Elizabethan inn-yards were one of the first venues for English theatre. These inns, which provided lodging and entertainment, attracted traveling actors and troubadours, or poets who wrote verse to music. Soon crafty entrepreneurs realized there was money to be made by producing plays and then teaming with inn owners to charge for the performances. One of the first Englishmen to jump on this profitable performing bandwagon was James Burbage. History gives him credit for being among the first producers of Elizabethan commercial theatre.

These inn-yards, being very profitable, soon grew into full-blown theatre houses. Among the most famous is the Globe Theatre of London. This theatre, built to mimic the Roman amphitheaters, was home to the original works of London's most famous playwrights.

Speaking of playwrights, not only did the Golden Age of England produce lots of wool, it produced some of the most revered playwrights of all time. There was Christopher Marlowe, made famous by his play, The Jew of Malta. To him we can add Thomas Kyd, known for his Spanish Tragedy. Of course, there's William Shakespeare, whose name has become synonymous with the word 'playwright.' To England's Golden Age and to high schools across the globe, he gave works like Hamlet, King Henry V, and the tragic Romeo and Juliet.

Although the arts had been enjoyed throughout history, Elizabeth's Golden Age opened them up to every class of society. The upper-class nobility, the middle-class merchant, and the commoner all enjoyed this entertainment of the day. Just like today, the better the seat, the higher the price, but admission was available to all.

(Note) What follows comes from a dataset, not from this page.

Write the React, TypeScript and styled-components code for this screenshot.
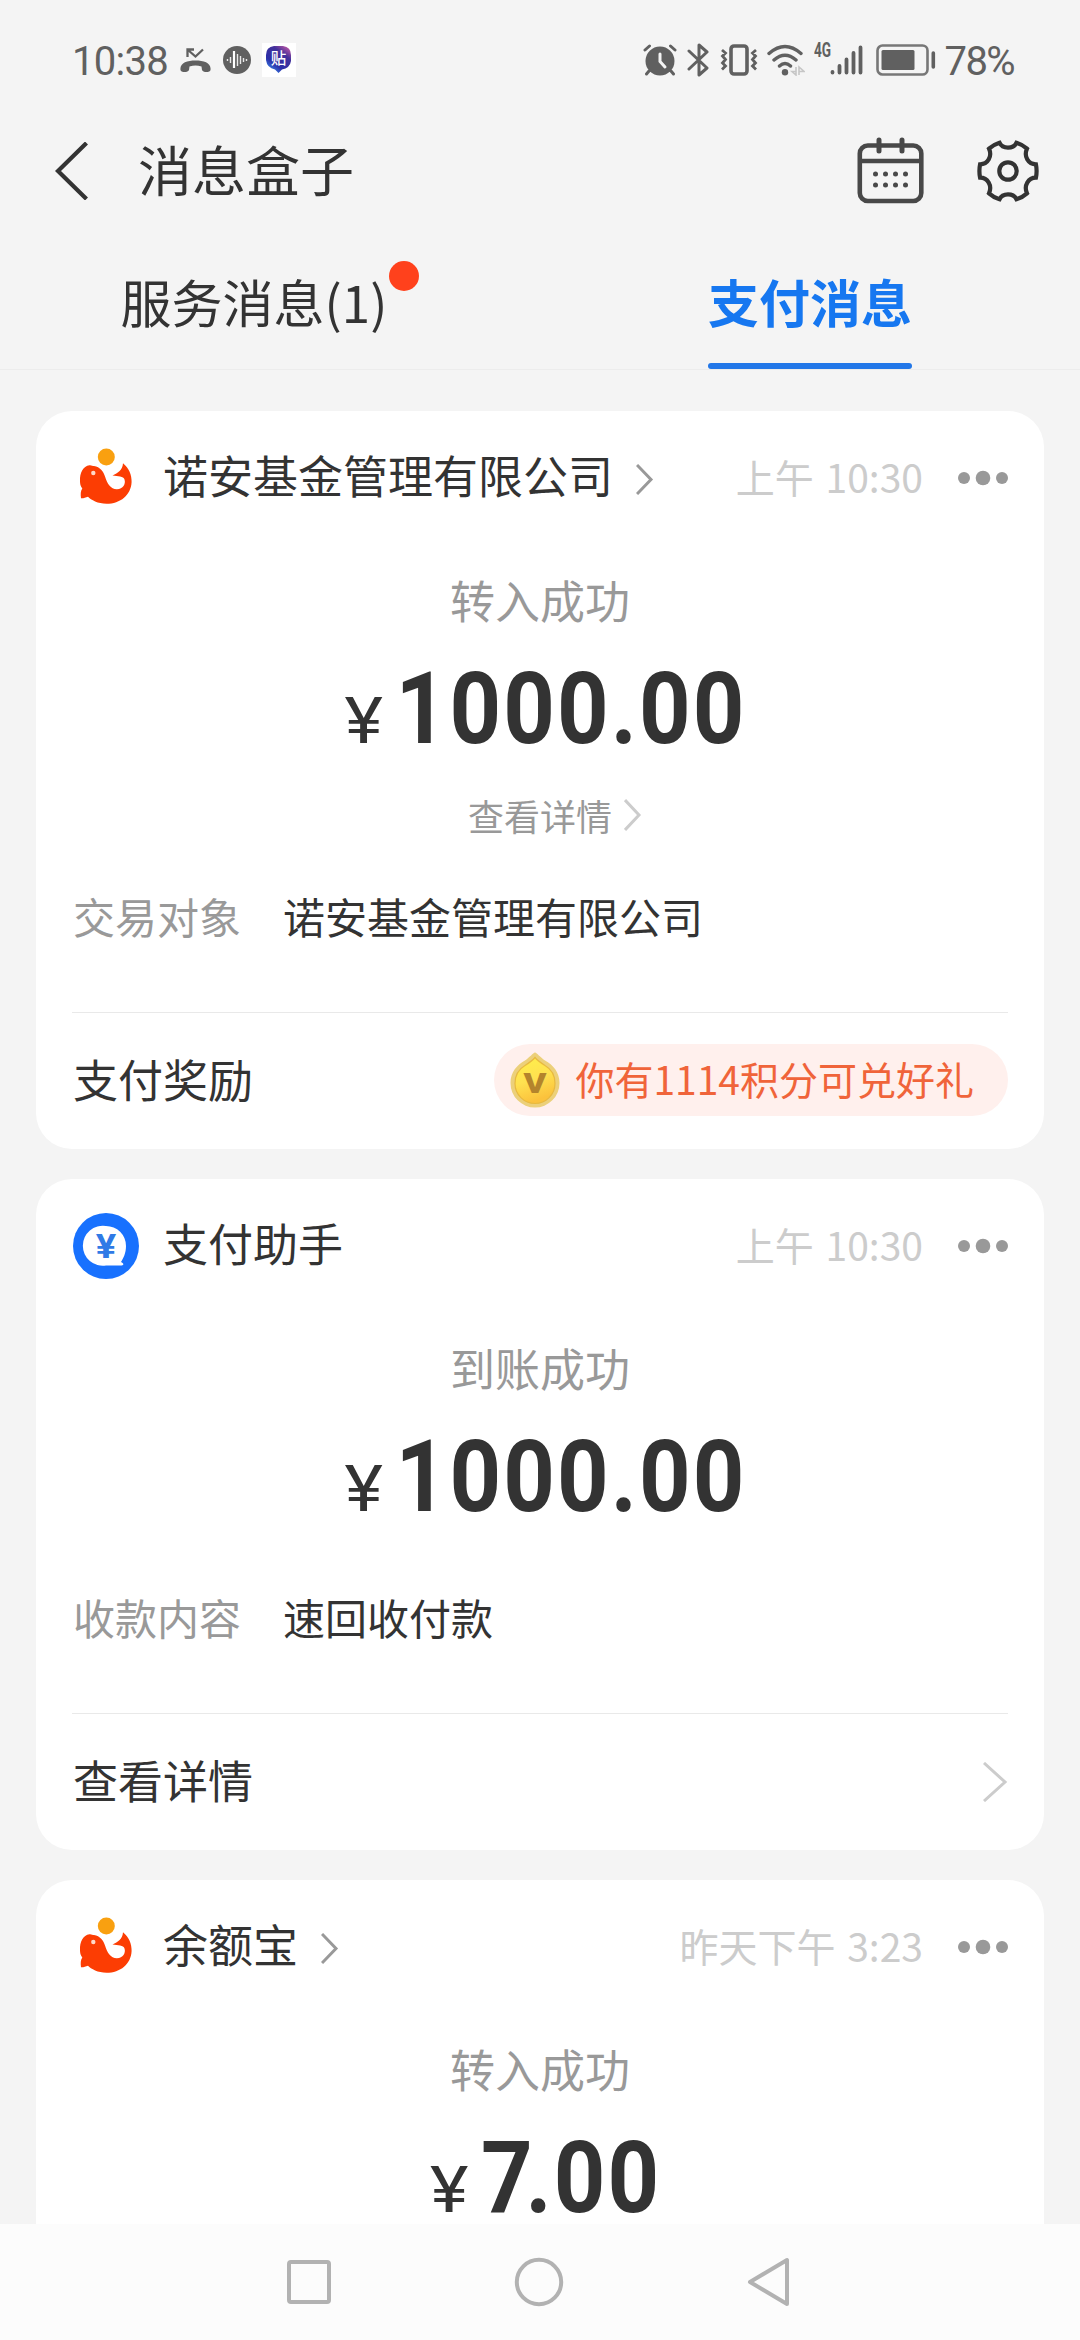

Scientists Sir Francis Bacon and Dr. John Dee
Sir Francis Bacon Dr John Dee

Scientific Study and Exploration

Along with a thriving economy and the flourishing arts, England's Golden Age opened an entire new world to the English realm through scientific study. Men like Sir Francis Bacon, who structured the idea of a defined scientific method, worked in England's Golden Age. To Bacon, we can also add Dr. John Dee, a famous alchemist, or in today's terms, chemist, who studied under Elizabeth's rule.